- Artist: Helen Chadwick
- Year: 1982-1983
- Medium: Plywood

= Ego Geometria Sum =

British 1980s plywood artwork

Ego Geometria Sum is an artwork created by British artist, Helen Chadwick between 1982 and 1983. The work consisted of ten geometric plywood structures, in the shape of objects associated with Chadwick's past. Black and white naked photographs of the artist as well as locations associated with the objects were printed on the surface of the objects. The objects represent the mass of the artist's body at a progression of ages, from premature birth to maturity at age 30. These objects include a 'Incubator - birth', 'Font - 3 months', 'Pram - 10 months', 'Boat - 2 years', 'Wigwam - 5 years', 'Bed - 6 3/4 years', 'Piano - 9 years', 'Horse - 11 years', 'High School - 13 years' and 'Statue - 15–30 years'. Chadwick chose to not show her face in any of the images on the structures to allow a universality to the work even though it is heavily autobiographical, Chadwick wanted to find universal laws within the chaos of an individual life.

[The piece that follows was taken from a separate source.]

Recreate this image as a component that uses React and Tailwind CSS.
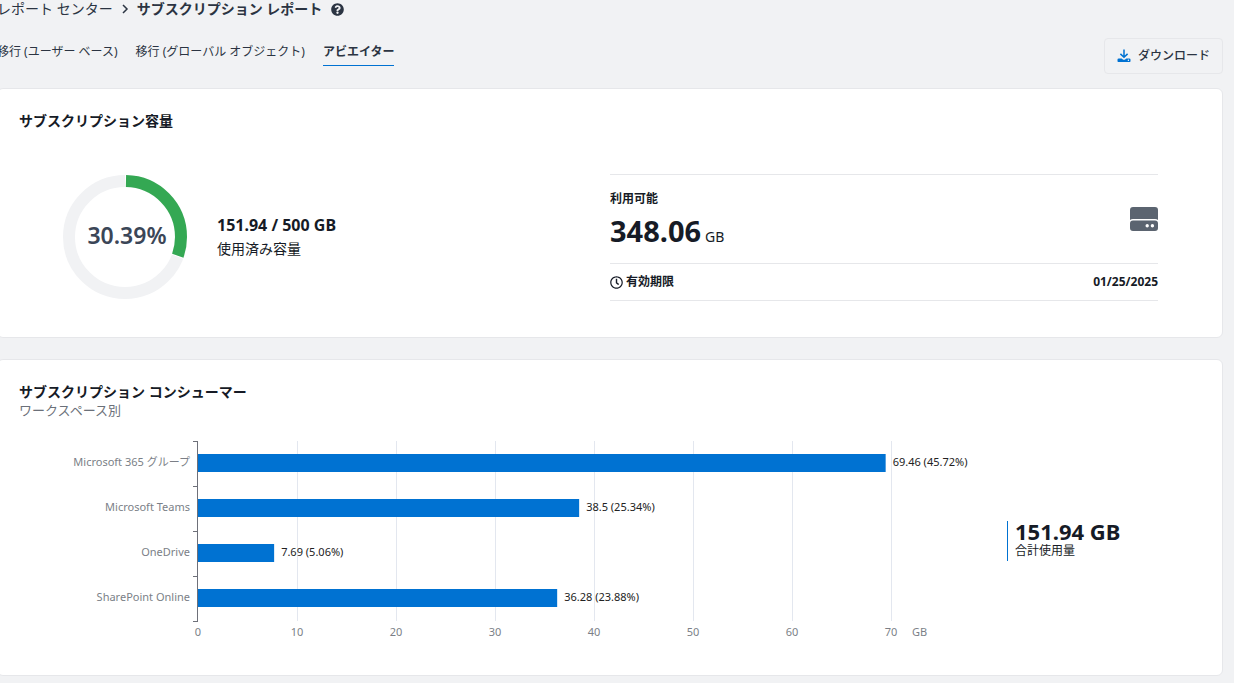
import { FaQuestionCircle, FaRegClock } from 'react-icons/fa';

const TABS = [
    { id: 'user', label: '移行 (ユーザー ベース)' },
    { id: 'global', label: '移行 (グローバル オブジェクト)' },
    { id: 'aviator', label: 'アビエイター' },
];

const CONSUMERS = [
    { name: 'Microsoft 365 グループ', value: 69.46, percent: 45.72 },
    { name: 'Microsoft Teams', value: 38.5, percent: 25.34 },
    { name: 'OneDrive', value: 7.69, percent: 5.06 },
    { name: 'SharePoint Online', value: 36.28, percent: 23.88 },
];

const TICKS = [0, 10, 20, 30, 40, 50, 60, 70];
const MAX = 70;
const ROW = 45;

const DownloadIcon = () => (
    <svg viewBox="0 0 14 14" className="w-[14px] h-[14px] text-[#0072d2]" fill="none" aria-hidden="true">
        <path d="M7 .5v7.5M3.4 4.9 7 8.3l3.6-3.4" stroke="currentColor" strokeWidth="1.5" />
        <path d="M1.8 9.4h2.9L6.2 10.7h1.6l1.5-1.3h2.9q1.3 0 1.3 1.2v1.3q0 1.2-1.3 1.2H1.8Q.5 13.1.5 11.9v-1.3q0-1.2 1.3-1.2z" fill="currentColor" />
        <circle cx="11.4" cy="11.3" r=".7" fill="#fff" />
    </svg>
);

const DriveIcon = () => (
    <svg viewBox="0 0 28 24" className="w-7 h-6 text-[#5b6470]" fill="currentColor" aria-hidden="true">
        <path d="M3 0h22q3 0 3 3v10q-1.2-.9-3-.9H3q-1.8 0-3 .9V3q0-3 3-3z" />
        <path fillRule="evenodd" d="M3 13.5h22q3 0 3 3V21q0 3-3 3H3q-3 0-3-3v-4.5q0-3 3-3zm14.2 3.6a1.7 1.7 0 1 0 0 3.4 1.7 1.7 0 0 0 0-3.4zm5.2 0a1.7 1.7 0 1 0 0 3.4 1.7 1.7 0 0 0 0-3.4z" />
    </svg>
);

const Donut = ({ percent }) => {
    const r = 56;
    const length = 2 * Math.PI * r;
    const used = (percent / 100) * length;
    return (
        <svg viewBox="0 0 124 124" className="w-[124px] h-[124px] shrink-0" role="img" aria-label={`${percent}%`}>
            <g transform="rotate(-90 62 62)" fill="none" strokeWidth="12">
                <circle cx="62" cy="62" r={r} stroke="#f1f2f4" />
                <circle cx="62" cy="62" r={r} stroke="#fff" strokeDasharray={`${used + 2} ${length}`} strokeDashoffset="1" />
                <circle cx="62" cy="62" r={r} stroke="#34a853" strokeDasharray={`${used - 1} ${length}`} strokeDashoffset="-1" />
            </g>
            <text x="64" y="69" textAnchor="middle" className="text-[23px] font-semibold fill-[#3b4657]">{percent}%</text>
        </svg>
    );
};

// Category names hang left of the plot, tick labels sit below it
const BarChart = () => {
    const height = CONSUMERS.length * ROW;
    const pos = (v) => `${(v / MAX) * 100}%`;
    return (
        <svg width="100%" height={height} className="block overflow-visible text-[11px]" role="img" aria-label="ワークスペース別">
            {TICKS.slice(1).map((t) => (
                <line key={t} x1={pos(t)} x2={pos(t)} y1="0" y2={height} stroke="#e3e7ef" shapeRendering="crispEdges" />
            ))}
            {CONSUMERS.map((c, i) => (
                <g key={c.name}>
                    <rect x="0" y={i * ROW + 13} width={pos(c.value)} height="18" fill="#0072d2" />
                    <text x="-8" y={i * ROW + 25} textAnchor="end" className="fill-[#7b7f87]">{c.name}</text>
                    <text x={pos(c.value)} dx="7" y={i * ROW + 25} className="fill-[#222]">{`${c.value} (${c.percent}%)`}</text>
                </g>
            ))}
            <g stroke="#6e7079" shapeRendering="crispEdges">
                <line x1="-1" x2="-1" y1="0" y2={height} />
                {[0, 1, 2, 3, 4].map((i) => (
                    <line key={i} x1="-5" x2="0" y1={i * ROW} y2={i * ROW} />
                ))}
            </g>
            {TICKS.map((t) => (
                <text key={t} x={pos(t)} y={height + 15} textAnchor="middle" className="fill-[#7b7f87]">{t}</text>
            ))}
            <text x="100%" dx="21" y={height + 15} className="fill-[#7b7f87]">GB</text>
        </svg>
    );
};

const Card = ({ title, subtitle, children }) => (
    <section className="bg-white border border-[#e6e7ea] rounded-md">
        <div className="px-[21px] pt-[22px]">
            <h2 className="text-sm leading-5 font-bold">{title}</h2>
            {subtitle && <p className="text-[13px] leading-4 text-[#6b7079]">{subtitle}</p>}
        </div>
        {children}
    </section>
);

const App = () => {
    return (
        <div className="min-h-screen overflow-hidden bg-[#f1f2f4] text-[#161b26] font-['Noto_Sans','Noto_Sans_CJK_JP',sans-serif]">
            <div className="-ml-[3px] mr-[11px]">
                <nav className="flex items-center h-[18px] text-sm leading-[18px] text-[#2b3442]">
                    <a href="#reports" className="shrink-0">レポート センター</a>
                    <svg viewBox="0 0 8 10" className="w-2 h-[10px] mx-2" fill="none" aria-hidden="true">
                        <path d="M2 1l4 4-4 4" stroke="currentColor" strokeWidth="1.5" />
                    </svg>
                    <h1 className="font-bold">サブスクリプション レポート</h1>
                    <FaQuestionCircle className="w-[13px] h-[13px] ml-[9px]" />
                </nav>

                <div className="flex items-start justify-between pt-5 pb-[14px]">
                    <div className="flex gap-[18px] pt-1 text-[12px] leading-5 text-[#2b3442]" role="tablist">
                        {TABS.map((tab) => (
                            <button
                                key={tab.id}
                                role="tab"
                                aria-selected={tab.id === 'aviator'}
                                className={`pb-[3px] border-b ${tab.id === 'aviator' ? 'font-bold border-[#0072d2]' : 'border-transparent'}`}
                            >
                                {tab.label}
                            </button>
                        ))}
                    </div>
                    <button className="flex items-center gap-[7px] h-9 px-3 text-[12px] font-medium text-[#2b3442] border border-[#e6e7ea] rounded">
                        <DownloadIcon />
                        ダウンロード
                    </button>
                </div>

                <main className="flex flex-col gap-[21px]">
                    <Card title="サブスクリプション容量">
                        <div className="grid grid-cols-2 items-center pt-[43px] pb-9">
                            <div className="flex items-center gap-[30px] pl-[65px] pb-[2px]">
                                <Donut percent={30.39} />
                                <div>
                                    <p className="text-base leading-6 font-bold">151.94 / 500 GB</p>
                                    <p className="text-sm leading-6">使用済み容量</p>
                                </div>
                            </div>
                            <div className="mr-16 border-y border-[#e6e7ea]">
                                <div className="flex items-center justify-between h-[88px]">
                                    <div>
                                        <p className="text-xs leading-6 font-bold">利用可能</p>
                                        <p className="flex items-baseline gap-1 leading-10">
                                            <span className="text-[29px] font-bold">348.06</span>
                                            <span className="text-sm">GB</span>
                                        </p>
                                    </div>
                                    <DriveIcon />
                                </div>
                                <div className="flex items-center justify-between h-[37px] border-t border-[#e6e7ea] text-xs font-bold">
                                    <span className="flex items-center gap-[3px]">
                                        <FaRegClock className="w-[13px] h-[13px]" />
                                        有効期限
                                    </span>
                                    <span>01/25/2025</span>
                                </div>
                            </div>
                        </div>
                    </Card>

                    <Card title="サブスクリプション コンシューマー" subtitle="ワークスペース別">
                        <div className="flex items-center pt-[23px] pb-[54px]">
                            <div className="flex-1 pl-[200px] pr-[116px]">
                                <BarChart />
                            </div>
                            <div className="w-[215px] mt-5">
                                <div className="pl-[7px] border-l border-[#0072d2]">
                                    <p className="text-[22px] leading-5 font-bold">151.94 GB</p>
                                    <p className="text-xs leading-5">合計使用量</p>
                                </div>
                            </div>
                        </div>
                    </Card>
                </main>
            </div>
        </div>
    );
};

export default App;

The structures were place directly on the gallery floor and were organised in a spiral formation. Surrounding the objects was an enclosed space on three sides by flesh coloured curtains, which suggests a theatrical staging of the past in geometric form. It was first displayed in June 1983 at the Serpentine Gallery's group exhibition, 'Summer Show I' and was originally entitled 'Growing Pains'. The Latin title Ego Geomtria Sum - I am Geometry - had already been conceived by Chadwick before its first exhibition, but was not used formally until it was exhibited at the Art and Research Exchange (A.R.E) in Belfast during November 1983. Shortly after the work was first exhibited, Chadwick in collaboration with photographer, Mark Pilkington, created a series of ten photographs called Ego Geometria Sum: The Labours. In each photograph Chadwick is shown naked either holding or somehow interacting with each structure of Ego Geometria Sum, alluding to the labours of Hercules. In later installations of the work these photographs were displayed between curtains on the gallery wall.

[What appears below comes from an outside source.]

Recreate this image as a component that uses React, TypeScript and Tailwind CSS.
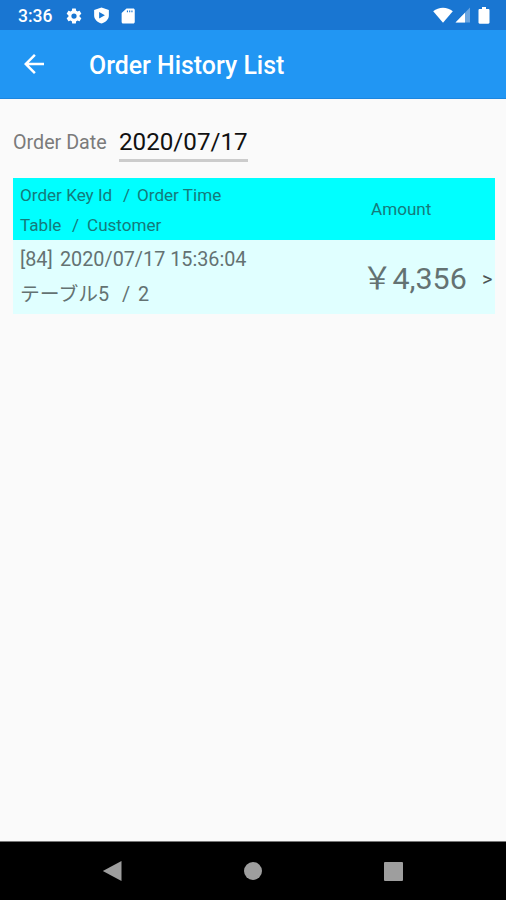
import React from 'react';

const orders = [
  { id: 84, time: '2020/07/17 15:36:04', table: 'テーブル5', customer: 2, amount: '4,356' },
];

const StatusBar = () => (
  <div className="h-[30px] bg-[#1976d2] flex items-center pl-[18px] pr-[16px] text-white">
    <span className="w-[35px] text-[17.5px] leading-[30px] pt-[2px] font-medium whitespace-nowrap">3:36</span>
    <svg viewBox="0 0 24 24" className="ml-[12px] mt-[1px] w-[18px] h-[18px]" fill="currentColor">
      <path fillRule="evenodd" d="M19.43 12.98c.04-.32.07-.64.07-.98s-.03-.66-.07-.98l2.11-1.65c.19-.15.24-.42.12-.64l-2-3.46c-.12-.22-.39-.3-.61-.22l-2.49 1c-.52-.4-1.08-.73-1.69-.98l-.38-2.65A.49.49 0 0 0 14 2h-4c-.25 0-.46.18-.49.42l-.38 2.65c-.61.25-1.17.59-1.69.98l-2.49-1c-.23-.09-.49 0-.61.22l-2 3.46c-.13.22-.07.49.12.64l2.11 1.65c-.04.32-.07.65-.07.98s.03.66.07.98l-2.11 1.65c-.19.15-.24.42-.12.64l2 3.46c.12.22.39.3.61.22l2.49-1c.52.4 1.08.73 1.69.98l.38 2.65c.03.24.24.42.49.42h4c.25 0 .46-.18.49-.42l.38-2.65c.61-.25 1.17-.59 1.69-.98l2.49 1c.23.09.49 0 .61-.22l2-3.46c.12-.22.07-.49-.12-.64l-2.11-1.65zM12 15.5a3.5 3.5 0 1 1 0-7 3.5 3.5 0 0 1 0 7z" />
    </svg>
    <svg viewBox="0 0 24 24" className="ml-[9px] mt-[1px] w-[19px] h-[19px]" fill="currentColor">
      <path fillRule="evenodd" d="M12 2 2.700 5.200V12c0 4.800 3.900 8.500 9.300 10 5.400-1.500 9.300-5.200 9.300-10V5.200L12 2zM9 7.700v8.200l7.300-4.100L9 7.700z" />
    </svg>
    <svg viewBox="0 0 24 24" className="ml-[8px] mt-[1px] w-[18px] h-[18px]" fill="currentColor">
      <path fillRule="evenodd" d="M19 2h-9L3.500 8v12c0 1.100.9 2 2 2H19c1.100 0 2-.9 2-2V4c0-1.100-.9-2-2-2zM10.500 4.500H12V7h-1.500V4.500zm3 0H15V7h-1.500V4.500zm3 0H18V7h-1.500V4.500z" />
    </svg>
    <div className="ml-auto flex items-center">
      <svg viewBox="0 0 20 16" className="w-[20px] h-[16px]" fill="currentColor">
        <path d="M.2 4.200C3 1.900 6.300.7 10 .7s7 1.200 9.800 3.500L10 15.700z" />
      </svg>
      <svg viewBox="0 0 15 16" className="ml-[2px] w-[15px] h-[16px]" fill="currentColor">
        <path d="M15 .5v15H.5z" opacity=".35" />
        <path d="M10 5.700v9.800H.5z" />
      </svg>
      <svg viewBox="0 0 12 17" className="ml-[8px] w-[12px] h-[17px]" fill="currentColor">
        <path d="M4 0h4v2h2.300c.7 0 1.200.5 1.200 1.200v12.300c0 .7-.5 1.200-1.200 1.200H1.700c-.7 0-1.200-.5-1.200-1.200V3.200C.5 2.500 1 2 1.700 2H4z" />
      </svg>
    </div>
  </div>
);

const AppBar = () => (
  <header className="h-[69px] bg-[#2196f3] border-b border-[#1c86df] flex items-center text-white">
    <button type="button" aria-label="Back" className="ml-[19px] w-[30px] h-[30px]">
      <svg viewBox="0 0 24 24" className="w-[30px] h-[30px]" fill="currentColor">
        <path d="M20 11H7.830l5.590-5.590L12 4l-8 8 8 8 1.410-1.410L7.830 13H20v-2z" />
      </svg>
    </button>
    <h1 className="ml-[40px] pt-[4px] text-[24.9px] font-medium whitespace-nowrap">Order History List</h1>
  </header>
);

const NavBar = () => (
  <nav className="h-[59px] bg-black border-t border-[#777777] flex items-center text-[#9e9e9e]">
    <svg viewBox="0 0 20 22" className="ml-[102px] w-[20px] h-[22px]" fill="currentColor">
      <path d="M19.500 1v20L.8 11z" />
    </svg>
    <div className="ml-[122px] w-[18px] h-[18px] rounded-full bg-[#9e9e9e]" />
    <div className="ml-[122px] w-[19px] h-[19px] rounded-[1px] bg-[#9e9e9e]" />
  </nav>
);

function App() {
  return (
    <div className="w-[506px] h-[900px] flex flex-col bg-[#fafafa] font-[Roboto,'Noto_Sans_CJK_JP',sans-serif] overflow-hidden">
      <StatusBar />
      <AppBar />

      <main className="flex-1 px-[13px] pt-[25px]">
        <div className="flex items-start whitespace-nowrap">
          <label className="w-[106px] pt-[4px] text-[19.7px] leading-[30px] text-[#7b7b7b]">Order Date</label>
          <div className="w-[129px] h-[38px] border-b-[3px] border-[#cccccc] text-[24.2px] leading-[37px] text-[#111111]">
            2020/07/17
          </div>
        </div>

        <section className="mt-[16px] w-[482px] whitespace-pre">
          <div className="h-[62px] bg-[#00ffff] flex items-center pt-[1px] pl-[7px] text-[17.1px] text-[#157b7b]">
            <div className="w-[351px] leading-[30px]">
              <div className="flex">
                <span className="w-[103px]">Order Key Id</span>
                <span className="w-[14px]">/</span>
                <span>Order Time</span>
              </div>
              <div className="flex">
                <span className="w-[52px]">Table</span>
                <span className="w-[15px]">/</span>
                <span>Customer</span>
              </div>
            </div>
            <span>Amount</span>
          </div>

          {orders.map((order) => (
            <div key={order.id} className="h-[74px] bg-[#e0ffff] flex items-center pl-[7px] text-[19.8px] text-[#647272]">
              <div className="w-[342px] leading-[35px]">
                <div className="flex">
                  <span className="w-[40px]">[{order.id}]</span>
                  <span>{order.time}</span>
                </div>
                <div className="flex">
                  <span className="w-[102px]">{order.table}</span>
                  <span className="w-[16px]">/</span>
                  <span>{order.customer}</span>
                </div>
              </div>
              {/* fullwidth yen sign */}
              <div className="w-[120px] pt-[4px] text-[30.4px] leading-[44px]">{'\uFFE5'}{order.amount}</div>
              <span className="pt-[3px] text-[20px] text-[#4c5555]">&gt;</span>
            </div>
          ))}
        </section>
      </main>

      <NavBar />
    </div>
  );
}

export default App;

==Background and concept==
Chadwick decided to give her full attention to the idea of an autobiographical project early in 1982. This was in response to what she wrote in her notebooks as a "need for the indulgence of going back to rescue "I" from severity and cruelty adopted as a means of surviving now." She claimed to feel alienated from her practice due to her earlier collaborative projects. She resolved to counter this by "welcoming the warm yet lost flow of memory."

Chadwick read Arthur Koestler's book The Sleepwalkers: A History of Man's Changing Vision of the Universe during her research for this project. The earlier title, 'Growing Pains' was derived from the title of the third chapter in Part Four: The Watershed which tracks the discoveries of astronomer, Johannes Kepler. In both titles of the work, Chadwick was alluding to Kepler's theory of the universe as a cosmic design that is made by God and governed by the principles of geometry.The geometric structures and spiral formation of Ego Geometria Sum were inspired by this worldview. Ten structures were used because the number ten is considered sacred in Pythagorean theory of numerical harmony. Chadwick wrote "if geometry is an expression of eternal and exact truths... then let this model of mathematical harmony be infused with a poetry of feeling and memory to sublimate the discord of past passion and desire in a recomposed neutrality of being.”

==Critical reception==
With this work Chadwick wanted to free the ego from the traumas of the past. This idea was continued in Chadwick's later work, The Oval Court where the ego is dissolved.

Ego Geometria Sum received positive critical responses and was exhibited widely between 1983 and 1985. The work's success marked a turning point for Chadwick as an artist and she became firmly established in the contemporary British art world.